start SUPPLIED INFORMATION

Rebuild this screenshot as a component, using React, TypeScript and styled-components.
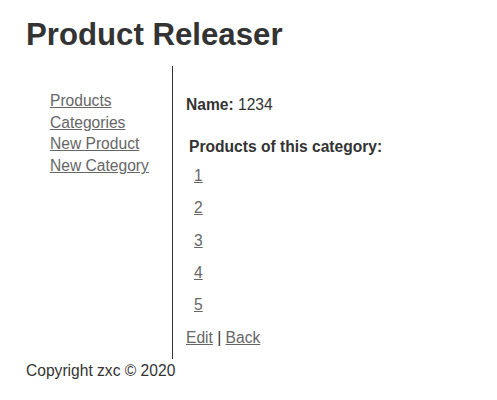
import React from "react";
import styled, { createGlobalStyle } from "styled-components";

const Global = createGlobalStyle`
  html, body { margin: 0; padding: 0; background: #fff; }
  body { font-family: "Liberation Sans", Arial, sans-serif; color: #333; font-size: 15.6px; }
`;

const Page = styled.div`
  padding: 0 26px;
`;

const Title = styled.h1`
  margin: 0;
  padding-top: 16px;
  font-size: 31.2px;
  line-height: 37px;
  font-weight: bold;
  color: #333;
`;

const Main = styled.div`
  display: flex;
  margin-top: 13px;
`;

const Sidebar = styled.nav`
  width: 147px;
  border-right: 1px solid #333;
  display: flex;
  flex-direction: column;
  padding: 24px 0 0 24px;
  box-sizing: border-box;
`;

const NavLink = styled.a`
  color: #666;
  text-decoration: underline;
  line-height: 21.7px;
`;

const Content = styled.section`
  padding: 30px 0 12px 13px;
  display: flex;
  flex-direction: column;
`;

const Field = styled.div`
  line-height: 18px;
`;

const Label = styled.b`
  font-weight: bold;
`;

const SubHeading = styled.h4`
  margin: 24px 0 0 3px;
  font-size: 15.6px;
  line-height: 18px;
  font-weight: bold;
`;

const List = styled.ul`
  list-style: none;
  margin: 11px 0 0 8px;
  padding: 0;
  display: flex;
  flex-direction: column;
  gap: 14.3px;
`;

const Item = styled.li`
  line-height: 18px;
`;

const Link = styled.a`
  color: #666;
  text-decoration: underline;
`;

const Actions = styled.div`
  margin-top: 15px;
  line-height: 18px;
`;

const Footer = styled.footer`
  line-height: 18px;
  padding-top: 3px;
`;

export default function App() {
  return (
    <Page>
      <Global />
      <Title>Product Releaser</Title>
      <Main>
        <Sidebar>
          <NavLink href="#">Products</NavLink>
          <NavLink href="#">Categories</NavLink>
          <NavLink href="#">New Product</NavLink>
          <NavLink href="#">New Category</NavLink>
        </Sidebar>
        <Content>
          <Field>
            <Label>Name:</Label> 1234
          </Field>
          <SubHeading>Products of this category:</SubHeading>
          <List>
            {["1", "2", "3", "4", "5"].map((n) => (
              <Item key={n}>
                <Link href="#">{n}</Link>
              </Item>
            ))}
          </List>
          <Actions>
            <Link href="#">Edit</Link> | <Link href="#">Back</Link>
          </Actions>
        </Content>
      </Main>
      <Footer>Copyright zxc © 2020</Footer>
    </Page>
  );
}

end SUPPLIED INFORMATION

§ **REQUEST**: Reproduce the material above in full, exactly, with no images.

§ **REPLY**:
Rebuild this screenshot as a component, using React, TypeScript and styled-components.
import React from "react";
import styled, { createGlobalStyle } from "styled-components";

const Global = createGlobalStyle`
  html, body { margin: 0; padding: 0; background: #fff; }
  body { font-family: "Liberation Sans", Arial, sans-serif; color: #333; font-size: 15.6px; }
`;

const Page = styled.div`
  padding: 0 26px;
`;

const Title = styled.h1`
  margin: 0;
  padding-top: 16px;
  font-size: 31.2px;
  line-height: 37px;
  font-weight: bold;
  color: #333;
`;

const Main = styled.div`
  display: flex;
  margin-top: 13px;
`;

const Sidebar = styled.nav`
  width: 147px;
  border-right: 1px solid #333;
  display: flex;
  flex-direction: column;
  padding: 24px 0 0 24px;
  box-sizing: border-box;
`;

const NavLink = styled.a`
  color: #666;
  text-decoration: underline;
  line-height: 21.7px;
`;

const Content = styled.section`
  padding: 30px 0 12px 13px;
  display: flex;
  flex-direction: column;
`;

const Field = styled.div`
  line-height: 18px;
`;

const Label = styled.b`
  font-weight: bold;
`;

const SubHeading = styled.h4`
  margin: 24px 0 0 3px;
  font-size: 15.6px;
  line-height: 18px;
  font-weight: bold;
`;

const List = styled.ul`
  list-style: none;
  margin: 11px 0 0 8px;
  padding: 0;
  display: flex;
  flex-direction: column;
  gap: 14.3px;
`;

const Item = styled.li`
  line-height: 18px;
`;

const Link = styled.a`
  color: #666;
  text-decoration: underline;
`;

const Actions = styled.div`
  margin-top: 15px;
  line-height: 18px;
`;

const Footer = styled.footer`
  line-height: 18px;
  padding-top: 3px;
`;

export default function App() {
  return (
    <Page>
      <Global />
      <Title>Product Releaser</Title>
      <Main>
        <Sidebar>
          <NavLink href="#">Products</NavLink>
          <NavLink href="#">Categories</NavLink>
          <NavLink href="#">New Product</NavLink>
          <NavLink href="#">New Category</NavLink>
        </Sidebar>
        <Content>
          <Field>
            <Label>Name:</Label> 1234
          </Field>
          <SubHeading>Products of this category:</SubHeading>
          <List>
            {["1", "2", "3", "4", "5"].map((n) => (
              <Item key={n}>
                <Link href="#">{n}</Link>
              </Item>
            ))}
          </List>
          <Actions>
            <Link href="#">Edit</Link> | <Link href="#">Back</Link>
          </Actions>
        </Content>
      </Main>
      <Footer>Copyright zxc © 2020</Footer>
    </Page>
  );
}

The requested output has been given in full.